Short problem
Can you set down, exactly as they appear below, the lines from the opening of the material through the one bearing "---- background board", minus the pictures?

──────── Given data

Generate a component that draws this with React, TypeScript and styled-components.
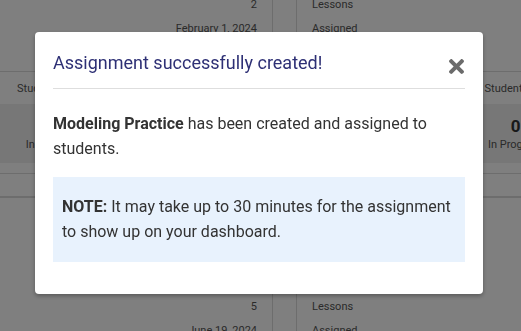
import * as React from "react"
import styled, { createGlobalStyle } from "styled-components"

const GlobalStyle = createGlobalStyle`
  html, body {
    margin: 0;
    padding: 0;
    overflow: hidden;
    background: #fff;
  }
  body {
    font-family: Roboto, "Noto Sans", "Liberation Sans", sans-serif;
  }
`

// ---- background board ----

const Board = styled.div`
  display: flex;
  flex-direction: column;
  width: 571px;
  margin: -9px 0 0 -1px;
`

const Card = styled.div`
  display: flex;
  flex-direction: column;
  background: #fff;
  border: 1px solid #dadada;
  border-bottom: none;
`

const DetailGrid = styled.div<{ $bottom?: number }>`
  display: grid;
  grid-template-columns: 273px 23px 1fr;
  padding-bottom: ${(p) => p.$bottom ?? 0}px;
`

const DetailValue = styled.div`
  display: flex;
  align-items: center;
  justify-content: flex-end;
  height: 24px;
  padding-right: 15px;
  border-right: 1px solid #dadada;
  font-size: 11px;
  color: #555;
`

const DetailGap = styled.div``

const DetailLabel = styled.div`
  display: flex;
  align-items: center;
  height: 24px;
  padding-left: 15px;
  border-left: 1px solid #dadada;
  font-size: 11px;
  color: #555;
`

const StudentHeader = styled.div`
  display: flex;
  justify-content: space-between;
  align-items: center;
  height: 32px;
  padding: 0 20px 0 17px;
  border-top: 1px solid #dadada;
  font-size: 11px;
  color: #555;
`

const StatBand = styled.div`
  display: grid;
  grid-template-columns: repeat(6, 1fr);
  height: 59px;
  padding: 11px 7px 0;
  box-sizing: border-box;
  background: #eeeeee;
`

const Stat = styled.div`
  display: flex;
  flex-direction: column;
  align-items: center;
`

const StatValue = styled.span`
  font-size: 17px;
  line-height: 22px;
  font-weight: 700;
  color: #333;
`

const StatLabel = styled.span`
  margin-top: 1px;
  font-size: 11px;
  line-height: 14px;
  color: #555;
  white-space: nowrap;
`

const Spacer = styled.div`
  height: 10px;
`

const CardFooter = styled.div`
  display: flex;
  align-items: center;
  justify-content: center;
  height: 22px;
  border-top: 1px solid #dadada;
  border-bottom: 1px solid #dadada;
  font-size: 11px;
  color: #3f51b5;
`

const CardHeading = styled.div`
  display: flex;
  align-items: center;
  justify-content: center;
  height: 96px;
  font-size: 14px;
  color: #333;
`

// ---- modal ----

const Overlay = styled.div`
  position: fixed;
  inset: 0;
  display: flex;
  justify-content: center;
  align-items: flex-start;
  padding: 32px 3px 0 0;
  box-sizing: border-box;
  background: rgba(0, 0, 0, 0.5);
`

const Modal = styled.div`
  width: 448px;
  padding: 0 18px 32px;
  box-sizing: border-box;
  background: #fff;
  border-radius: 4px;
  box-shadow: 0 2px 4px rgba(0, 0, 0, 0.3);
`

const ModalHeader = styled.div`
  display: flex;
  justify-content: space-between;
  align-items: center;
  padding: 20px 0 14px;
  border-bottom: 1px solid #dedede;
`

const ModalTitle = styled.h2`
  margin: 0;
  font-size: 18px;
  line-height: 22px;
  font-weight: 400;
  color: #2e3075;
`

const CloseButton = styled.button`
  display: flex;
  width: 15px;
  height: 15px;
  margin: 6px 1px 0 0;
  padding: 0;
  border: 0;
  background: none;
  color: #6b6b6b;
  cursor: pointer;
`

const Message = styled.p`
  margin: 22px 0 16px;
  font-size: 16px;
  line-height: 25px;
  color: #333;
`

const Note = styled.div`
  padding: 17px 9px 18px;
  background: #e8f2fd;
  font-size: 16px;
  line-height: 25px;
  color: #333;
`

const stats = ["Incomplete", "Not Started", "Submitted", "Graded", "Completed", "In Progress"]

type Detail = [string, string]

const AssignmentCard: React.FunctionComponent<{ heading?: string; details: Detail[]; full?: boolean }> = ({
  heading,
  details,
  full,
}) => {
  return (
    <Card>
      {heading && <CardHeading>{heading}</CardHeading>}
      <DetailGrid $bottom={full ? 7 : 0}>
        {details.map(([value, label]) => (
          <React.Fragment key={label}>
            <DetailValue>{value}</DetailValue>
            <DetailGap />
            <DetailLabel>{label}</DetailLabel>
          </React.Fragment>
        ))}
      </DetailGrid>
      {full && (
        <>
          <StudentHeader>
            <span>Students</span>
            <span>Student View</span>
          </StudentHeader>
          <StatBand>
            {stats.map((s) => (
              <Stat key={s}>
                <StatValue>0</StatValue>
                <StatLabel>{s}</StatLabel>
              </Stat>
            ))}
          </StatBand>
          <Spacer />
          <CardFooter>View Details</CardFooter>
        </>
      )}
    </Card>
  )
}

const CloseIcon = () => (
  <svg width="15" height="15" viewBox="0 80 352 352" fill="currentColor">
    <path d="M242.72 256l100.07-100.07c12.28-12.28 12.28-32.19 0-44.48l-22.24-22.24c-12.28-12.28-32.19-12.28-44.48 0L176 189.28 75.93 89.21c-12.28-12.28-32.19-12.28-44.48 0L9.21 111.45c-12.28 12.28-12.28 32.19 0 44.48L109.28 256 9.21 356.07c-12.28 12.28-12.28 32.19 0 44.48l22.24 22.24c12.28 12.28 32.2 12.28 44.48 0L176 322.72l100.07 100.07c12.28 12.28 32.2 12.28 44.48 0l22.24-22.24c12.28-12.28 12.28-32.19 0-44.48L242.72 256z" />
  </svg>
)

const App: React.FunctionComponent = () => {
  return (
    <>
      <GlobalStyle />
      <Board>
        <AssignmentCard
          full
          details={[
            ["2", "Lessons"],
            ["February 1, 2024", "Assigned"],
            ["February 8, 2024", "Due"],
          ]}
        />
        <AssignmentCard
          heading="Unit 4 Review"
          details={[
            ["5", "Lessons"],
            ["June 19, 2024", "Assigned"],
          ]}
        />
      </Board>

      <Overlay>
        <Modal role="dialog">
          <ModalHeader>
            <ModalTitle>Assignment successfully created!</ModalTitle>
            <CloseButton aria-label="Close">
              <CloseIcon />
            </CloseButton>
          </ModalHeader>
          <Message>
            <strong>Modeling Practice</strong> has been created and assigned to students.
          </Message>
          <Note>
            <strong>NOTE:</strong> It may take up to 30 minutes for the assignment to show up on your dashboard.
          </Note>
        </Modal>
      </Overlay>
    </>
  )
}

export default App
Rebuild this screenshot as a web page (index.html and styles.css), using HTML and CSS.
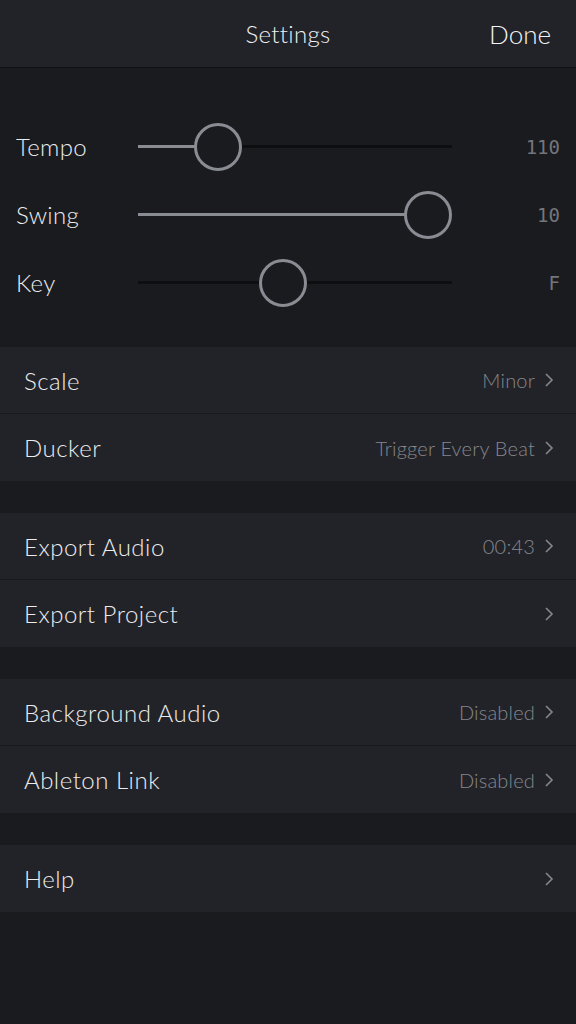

────────────────

Solution to this exercise
Generate a component that draws this with React, TypeScript and styled-components.
import * as React from "react"
import styled, { createGlobalStyle } from "styled-components"

const GlobalStyle = createGlobalStyle`
  html, body {
    margin: 0;
    padding: 0;
    overflow: hidden;
    background: #fff;
  }
  body {
    font-family: Roboto, "Noto Sans", "Liberation Sans", sans-serif;
  }
`

// ---- background board ----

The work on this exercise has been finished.